Hess Cuts 2020 Spend by $800mn
Hess Corporation March 17 announced a revised $2.2bn capital and exploratory budget for 2020, an $800mn reduction from the previous budget of $3bn. The company also announced a new $1bn three-year term loan agreement.
“With 80% of our oil production hedged in 2020, our significantly reduced capital and exploratory budget and our new three-year loan agreement, our company is well positioned for this low-price environment,” CEO John Hess said. “Our focus is on preserving cash and protecting our world class investment opportunity in Guyana.”

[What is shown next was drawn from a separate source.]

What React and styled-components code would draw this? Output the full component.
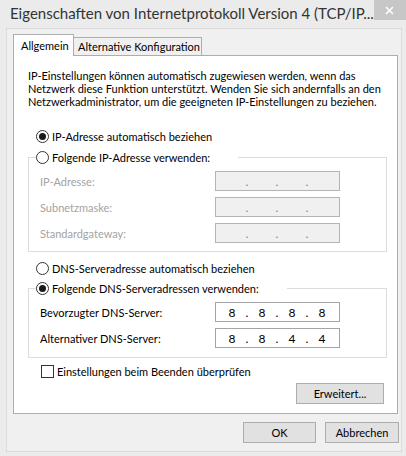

Oil prices have seen a sharp decline this month after Saudi Arabia announced it would increase oil production to 12.3mn b/d in April, after Russia rejected Opec’s proposal on March 6 to cut crude output by 1.5mn b/d by Opec+. The expectation of a drop in demand due to Covid-19 outbreak has put additional downward pressure on the oil prices. At the time of press, Brent crude was trading at $30/b.
The reductions to the company’s 2020 capital budget will be primarily achieved by shifting from a six-rig programme to one rig in the Bakken, which is expected to be completed by the end of May, Hess said, adding most discretionary exploration and offshore drilling activities, excluding Guyana, will also be deferred.
Net production for 2020 is now forecast to average between 325,000 and 330,000 barrels of oil equivalent/day, excluding Libya, versus previous guidance of between 330,000 and 335,000 boe/d. The company said its Bakken net production is forecast to average approximately 175,000 boe/d in 2020, versus previous guidance of approximately 180,000 boe/d.